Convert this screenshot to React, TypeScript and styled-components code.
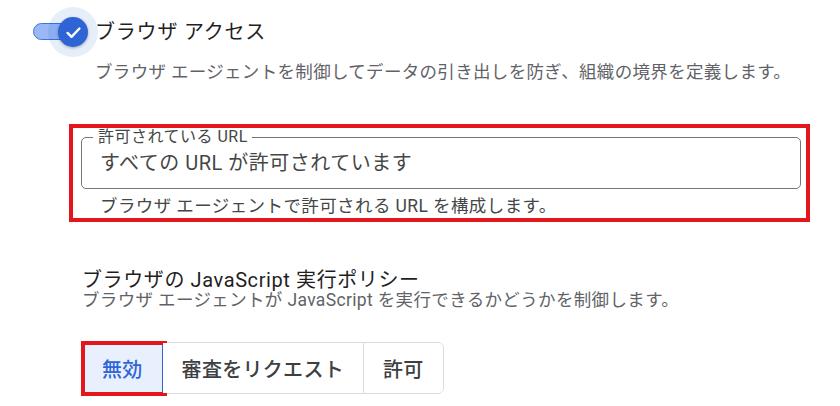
import styled, { createGlobalStyle } from 'styled-components';

const GlobalStyle = createGlobalStyle`
  body {
    margin: 0;
    background: #ffffff;
    font-family: Roboto, 'Noto Sans CJK JP', sans-serif;
    color: #1f1f1f;
  }
`;

const Page = styled.div`
  padding: 8px 0 0 33px;
  width: 840px;
  height: 406px;
  box-sizing: border-box;
  overflow: hidden;
`;

const HeaderRow = styled.div`
  display: flex;
  align-items: center;
  height: 48px;
`;

const Toggle = styled.span`
  position: relative;
  flex: none;
  width: 62px;
  height: 48px;
`;

const Track = styled.span`
  position: absolute;
  left: 0;
  top: 15px;
  width: 52px;
  height: 17px;
  border-radius: 9px;
  background: #9ab8f4;
  border: 1px solid #3f74de;
  box-sizing: border-box;
`;

const Halo = styled.span`
  position: absolute;
  left: 15px;
  top: -1px;
  width: 50px;
  height: 50px;
  border-radius: 50%;
  background: rgba(11, 87, 208, 0.1);
`;

const Thumb = styled.span`
  position: absolute;
  left: 25px;
  top: 9px;
  width: 30px;
  height: 30px;
  border-radius: 50%;
  background: #2e64d6;
  box-shadow: 0 1px 3px rgba(0, 0, 0, 0.3);
  display: flex;
  align-items: center;
  justify-content: center;
`;

const Title = styled.div`
  font-size: 20px;
  line-height: 24px;
  letter-spacing: 0.8px;
  color: #1f1f1f;
`;

const Description = styled.div`
  margin: 4px 0 0 62px;
  font-size: 17.5px;
  line-height: 24px;
  letter-spacing: 0.32px;
  color: #5f6368;
  white-space: nowrap;
`;

const Highlight = styled.div`
  margin: 40px 0 0 36px;
  width: 741px;
  border: 4px solid #e3161c;
  box-sizing: border-box;
  padding: 9px 5px 1px 8px;
`;

const Field = styled.div`
  position: relative;
  height: 52px;
  border: 1px solid #747775;
  border-radius: 5px;
  box-sizing: border-box;
  padding: 0 18px;
  display: flex;
  align-items: center;
`;

const FieldLabel = styled.span`
  position: absolute;
  left: 11px;
  top: -10px;
  padding: 0 4px 0 5px;
  background: #ffffff;
  font-size: 16px;
  line-height: 18px;
  letter-spacing: 0.5px;
  color: #444746;
`;

const FieldValue = styled.span`
  font-size: 20px;
  line-height: 24px;
  letter-spacing: 0.5px;
  color: #444746;
`;

const Helper = styled.div`
  margin: 6px 0 0 19px;
  font-size: 17.5px;
  line-height: 22px;
  letter-spacing: 0.4px;
  color: #444746;
`;

const Section = styled.div`
  margin: 48px 0 0 49px;
`;

const SectionTitle = styled.div`
  font-size: 20px;
  line-height: 20px;
  letter-spacing: 0.6px;
  color: #1f1f1f;
`;

const SectionSub = styled.div`
  margin-top: 1px;
  font-size: 17.5px;
  line-height: 18px;
  letter-spacing: 0.35px;
  color: #5f6368;
`;

const Segmented = styled.div`
  display: inline-flex;
  margin-top: 33px;
  height: 52px;
  border: 1px solid #dadce0;
  border-radius: 6px;
  box-sizing: border-box;
`;

const Segment = styled.button<{ selected?: boolean; last?: boolean }>`
  position: relative;
  padding: 0 19px;
  border: none;
  border-right: ${(p) => (p.last ? 'none' : p.selected ? '1px solid #2e64d6' : '1px solid #dadce0')};
  background: ${(p) => (p.selected ? '#e8f0fe' : '#ffffff')};
  color: ${(p) => (p.selected ? '#2e64d6' : '#3c4043')};
  font-family: Roboto, 'Noto Sans CJK JP', sans-serif;
  font-size: 20px;
  font-weight: 500;
  letter-spacing: 0.3px;
  border-radius: ${(p) => (p.selected ? '5px 0 0 5px' : p.last ? '0 5px 5px 0' : '0')};

  ${(p) =>
    p.selected &&
    `
    &::after {
      content: '';
      position: absolute;
      left: -2px;
      top: -2px;
      right: -5px;
      bottom: -3px;
      border: 4px solid #e3161c;
    }
  `}
`;

function Check() {
  return (
    <svg width='19' height='19' viewBox='0 0 24 24' fill='none'>
      <path d='M4.5 12.5l5 5L19.5 7' stroke='#ffffff' strokeWidth='3' strokeLinecap='round' strokeLinejoin='round' />
    </svg>
  );
}

export default function App() {
  return (
    <Page>
      <GlobalStyle />
      <HeaderRow>
        <Toggle>
          <Track />
          <Halo />
          <Thumb>
            <Check />
          </Thumb>
        </Toggle>
        <Title>ブラウザ アクセス</Title>
      </HeaderRow>
      <Description>
        ブラウザ エージェントを制御してデータの引き出しを防ぎ、組織の境界を定義します。
      </Description>

      <Highlight>
        <Field>
          <FieldLabel>許可されている URL</FieldLabel>
          <FieldValue>すべての URL が許可されています</FieldValue>
        </Field>
        <Helper>ブラウザ エージェントで許可される URL を構成します。</Helper>
      </Highlight>

      <Section>
        <SectionTitle>ブラウザの JavaScript 実行ポリシー</SectionTitle>
        <SectionSub>ブラウザ エージェントが JavaScript を実行できるかどうかを制御します。</SectionSub>
        <Segmented>
          <Segment selected>無効</Segment>
          <Segment>審査をリクエスト</Segment>
          <Segment last>許可</Segment>
        </Segmented>
      </Section>
    </Page>
  );
}
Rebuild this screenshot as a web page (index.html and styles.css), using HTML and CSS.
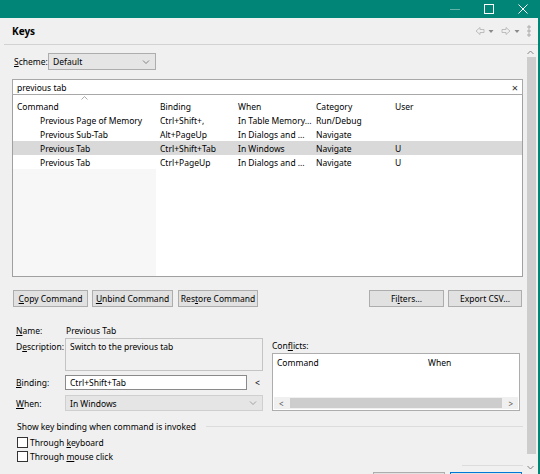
FILE: index.html
```html
<!DOCTYPE html>
<html>
<head>
<meta charset="utf-8">
<link rel="stylesheet" href="styles.css">
</head>
<body>
<div class="titlebar">
  <div class="tb-btn"><svg width="10" height="10" viewBox="0 0 10 10"><line x1="0" y1="5.5" x2="10" y2="5.5" stroke="#5fb3a8" stroke-width="1"/></svg></div>
  <div class="tb-btn"><svg width="10" height="10" viewBox="0 0 10 10"><rect x="0.5" y="0.5" width="9" height="9" fill="none" stroke="#fff" stroke-width="1"/></svg></div>
  <div class="tb-btn"><svg width="10" height="10" viewBox="0 0 10 10"><path d="M0.5 0.5 L9.5 9.5 M9.5 0.5 L0.5 9.5" stroke="#fff" stroke-width="1"/></svg></div>
</div>
<div class="frame">
  <div class="main">
    <div class="header">
      <span class="title">Keys</span>
      <div class="tools">
        <svg width="10" height="10" viewBox="0 0 10 10"><path d="M1 5 L5 1.5 V3.5 H9 V6.5 H5 V8.5 Z" fill="none" stroke="#b8b8b8" stroke-width="0.9"/></svg>
        <svg width="6" height="10" viewBox="0 0 6 10"><path d="M0.5 4 H5.5 L3 7 Z" fill="#8a8a8a"/></svg>
        <svg width="10" height="10" viewBox="0 0 10 10"><path d="M9 5 L5 1.5 V3.5 H1 V6.5 H5 V8.5 Z" fill="none" stroke="#b8b8b8" stroke-width="0.9"/></svg>
        <svg width="6" height="10" viewBox="0 0 6 10"><path d="M0.5 4 H5.5 L3 7 Z" fill="#8a8a8a"/></svg>
        <svg width="4" height="12" viewBox="0 0 4 12"><circle cx="2" cy="2" r="1.2" fill="none" stroke="#8a8a8a" stroke-width="0.7"/><circle cx="2" cy="6" r="1.2" fill="none" stroke="#8a8a8a" stroke-width="0.7"/><circle cx="2" cy="10" r="1.2" fill="none" stroke="#8a8a8a" stroke-width="0.7"/></svg>
      </div>
    </div>
    <div class="body">
      <div class="page">
        <div class="scheme-row">
          <span class="scheme-label"><u>S</u>cheme:</span>
          <div class="combo scheme-combo"><span>Default</span>
            <svg width="8" height="6" viewBox="0 0 8 6"><path d="M1 1.5 L4 4.5 L7 1.5" fill="none" stroke="#777" stroke-width="0.9"/></svg>
          </div>
        </div>
        <div class="search"><span>previous tab</span><span class="clear">×</span></div>
        <div class="table">
          <div class="trow thead">
            <div class="c1">Command<svg class="sort" width="7" height="4" viewBox="0 0 7 4"><path d="M0.5 3.5 L3.5 0.5 L6.5 3.5" fill="none" stroke="#999" stroke-width="0.8"/></svg></div>
            <div class="c2">Binding</div><div class="c3">When</div><div class="c4">Category</div><div class="c5">User</div>
          </div>
          <div class="trow">
            <div class="c1 cmd">Previous Page of Memory</div><div class="c2">Ctrl+Shift+,</div><div class="c3">In Table Memory...</div><div class="c4">Run/Debug</div><div class="c5"></div>
          </div>
          <div class="trow">
            <div class="c1 cmd">Previous Sub-Tab</div><div class="c2">Alt+PageUp</div><div class="c3">In Dialogs and ...</div><div class="c4">Navigate</div><div class="c5"></div>
          </div>
          <div class="trow selected">
            <div class="c1 cmd">Previous Tab</div><div class="c2">Ctrl+Shift+Tab</div><div class="c3">In Windows</div><div class="c4">Navigate</div><div class="c5">U</div>
          </div>
          <div class="trow">
            <div class="c1 cmd">Previous Tab</div><div class="c2">Ctrl+PageUp</div><div class="c3">In Dialogs and ...</div><div class="c4">Navigate</div><div class="c5">U</div>
          </div>
          <div class="blank"><div class="blank-c1"></div><div class="blank-rest"></div></div>
        </div>
        <div class="buttons">
          <div class="btn b-copy"><u>C</u>opy Command</div>
          <div class="btn b-unbind"><u>U</u>nbind Command</div>
          <div class="btn b-restore">Res<u>t</u>ore Command</div>
          <div class="spacer"></div>
          <div class="btn b-filters">Fi<u>l</u>ters...</div>
          <div class="btn b-export">Export CSV...</div>
        </div>
        <div class="details">
          <div class="left">
            <div class="frow name-row"><span class="lbl"><u>N</u>ame:</span><span class="val">Previous Tab</span></div>
            <div class="frow desc-row"><span class="lbl">D<u>e</u>scription:</span><div class="desc">Switch to the previous tab</div></div>
            <div class="frow bind-row"><span class="lbl"><u>B</u>inding:</span><div class="input">Ctrl+Shift+Tab</div><span class="lt">&lt;</span></div>
            <div class="frow when-row"><span class="lbl"><u>W</u>hen:</span><div class="combo when-combo"><span>In Windows</span>
              <svg width="8" height="6" viewBox="0 0 8 6"><path d="M1 1.5 L4 4.5 L7 1.5" fill="none" stroke="#999" stroke-width="0.9"/></svg></div></div>
          </div>
          <div class="right">
            <div class="conf-label">Con<u>f</u>licts:</div>
            <div class="conf-table">
              <div class="conf-head"><span class="ch1">Command</span><span class="ch2">When</span></div>
              <div class="conf-body"></div>
              <div class="hscroll"><span class="arr">&lt;</span><div class="hthumb"></div><span class="arr">&gt;</span></div>
            </div>
          </div>
        </div>
        <div class="group">
          <div class="legend"><span>Show key binding when command is invoked</span><div class="gline"></div></div>
          <div class="check first"><span class="box"></span><span>Through <u>k</u>eyboard</span></div>
          <div class="check"><span class="box"></span><span>Through <u>m</u>ouse click</span></div>
        </div>
        <div class="bottom-line"></div>
        <div class="bottom-buttons">
          <div class="btn bb1"></div>
          <div class="btn bb2"></div>
        </div>
      </div>
      <div class="vscroll">
        <svg class="varr" width="7" height="5" viewBox="0 0 7 5"><path d="M0.5 4 L3.5 1 L6.5 4" fill="none" stroke="#777" stroke-width="0.9"/></svg>
        <div class="vthumb"></div>
        <svg class="varr down" width="7" height="5" viewBox="0 0 7 5"><path d="M0.5 1 L3.5 4 L6.5 1" fill="none" stroke="#777" stroke-width="0.9"/></svg>
      </div>
    </div>
  </div>
</div>
</body>
</html>
```
FILE: styles.css
```css
* { box-sizing: border-box; }
html, body { margin: 0; padding: 0; }
body {
  width: 540px; height: 474px; overflow: hidden;
  background: #f0f0f0;
  font-family: "Noto Sans", "DejaVu Sans", sans-serif;
  font-size: 8.5px; color: #000;
}
u { text-decoration: underline; text-underline-offset: 1px; }

.titlebar { height: 18px; background: #008577; display: flex; justify-content: flex-end; }
.tb-btn { width: 34px; height: 18px; display: flex; align-items: center; justify-content: center; }

.frame { display: flex; height: 456px; border-right: 2px solid #008577; }
.main { flex: 1; display: flex; flex-direction: column; min-width: 0; }

.header {
  height: 27px; margin-left: 4px; padding-left: 8px; padding-right: 7px; flex: none;
  display: flex; align-items: center; justify-content: space-between;
  border-bottom: 1px solid #d2d2d2;
}
.title { font-weight: bold; font-size: 10px; }
.tools { display: flex; align-items: center; gap: 3px; }
.tools svg:nth-child(2), .tools svg:nth-child(4) { margin-right: 4px; }

.body { flex: 1; display: flex; min-height: 0; }
.page { width: 523px; padding-left: 12px; display: flex; flex-direction: column; overflow: hidden; flex: none; }
.page > * { flex: none; }

.scheme-row { margin-top: 8px; height: 17px; display: flex; align-items: center; }
.scheme-label { width: 36px; padding-left: 2px; }
.combo {
  display: flex; align-items: center; justify-content: space-between;
  background: #e5e5e5; border: 1px solid #adadad; padding: 0 5px 0 4px;
}
.scheme-combo { width: 108px; height: 17px; }

.search {
  margin-top: 9px; height: 16px; background: #fff; border: 1px solid #a8a8a8;
  display: flex; align-items: center; justify-content: space-between; padding: 0 4px;
}
.clear { font-size: 11px; color: #333; line-height: 1; }

.table { height: 182px; border: 1px solid #a0a0a0; border-top: none; background: #fff; display: flex; flex-direction: column; }
.trow { display: flex; height: 14px; align-items: center; flex: none; }
.thead { height: 18px; padding-top: 4px; }
.trow > div { padding-left: 4px; white-space: nowrap; overflow: hidden; }
.c1 { width: 143px; position: relative; }
.c2 { width: 78px; }
.c3 { width: 78px; }
.c4 { width: 79px; }
.c5 { flex: 1; }
.cmd { padding-left: 27px !important; }
.selected { background: #d9d9d9; }
.sort { position: absolute; left: 68px; top: -5px; }
.thead .c1 { overflow: visible; }
.blank { flex: 1; display: flex; }
.blank-c1 { width: 143px; background: #f7f7f7; }
.blank-rest { flex: 1; }

.buttons { margin-top: 13px; height: 17px; display: flex; }
.btn {
  height: 17px; background: #e1e1e1; border: 1px solid #adadad;
  display: flex; align-items: center; justify-content: center; white-space: nowrap;
}
.b-copy { width: 75px; margin-left: 1px; }
.b-unbind { width: 81px; margin-left: 4px; }
.b-restore { width: 80px; margin-left: 5px; }
.spacer { flex: 1; }
.b-filters { width: 75px; }
.b-export { width: 74px; margin-left: 4px; margin-right: 1px; }

.details { margin-top: 17px; display: flex; }
.left { width: 251px; padding-left: 4px; display: flex; flex-direction: column; }
.frow { display: flex; }
.lbl { width: 49px; flex: none; }
.name-row { height: 12px; align-items: center; }
.val { padding-left: 1px; }
.desc-row { margin-top: 2px; }
.desc-row .lbl { padding-top: 3px; }
.desc { width: 198px; height: 33px; border: 1px solid #c4c4c4; padding: 2px 4px; }
.bind-row { margin-top: 4px; align-items: center; }
.input { width: 182px; height: 15px; background: #fff; border: 1px solid #8a8a8a; display: flex; align-items: center; padding-left: 4px; }
.lt { margin-left: 8px; }
.when-row { margin-top: 5px; align-items: center; }
.when-combo { width: 198px; height: 16px; border-color: #cfcfcf; }

.right { margin-left: 9px; width: 248px; display: flex; flex-direction: column; padding-top: 16px; }
.conf-label { height: 13px; }
.conf-table { height: 58px; background: #fff; border: 1px solid #adadad; display: flex; flex-direction: column; }
.conf-head { height: 16px; display: flex; align-items: center; padding-left: 4px; }
.ch1 { width: 151px; }
.conf-body { flex: 1; }
.hscroll { height: 12px; background: #f0f0f0; display: flex; align-items: center; padding: 0 5px; margin: 0 1px 1px; }
.hthumb { flex: 1; height: 10px; background: #cdcdcd; margin: 0 6px; }
.arr { color: #555; font-size: 8px; }

.group { margin-top: 9px; padding-left: 5px; display: flex; flex-direction: column; }
.legend { display: flex; align-items: center; height: 12px; }
.gline { flex: 1; height: 1px; background: #dcdcdc; margin-left: 10px; }
.check { display: flex; align-items: center; height: 14px; }
.check.first { margin-top: 3px; }
.box { width: 11px; height: 11px; border: 1px solid #333; background: #fff; margin-right: 2px; flex: none; }

.bottom-line { margin-top: 2px; height: 1px; background: #dcdcdc; margin-left: 450px; }
.bottom-buttons { margin-top: 6px; display: flex; justify-content: flex-end; gap: 5px; }
.bb1 { width: 72px; }
.bb2 { width: 72px; border-color: #0078d7; margin-right: 1px; }

.vscroll { width: 15px; display: flex; flex-direction: column; align-items: center; }
.varr { margin-top: 5px; flex: none; }
.vthumb { width: 9px; height: 397px; background: #cdcdcd; margin-top: 2px; margin-left: 1px; flex: none; }
.varr.down { margin-top: 11px; }
```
::::
* Requirement:
For this exercise, gather every line of the data that contains the word "index".

* Result of this exercise:
Rebuild this screenshot as a web page (index.html and styles.css), using HTML and CSS.
FILE: index.html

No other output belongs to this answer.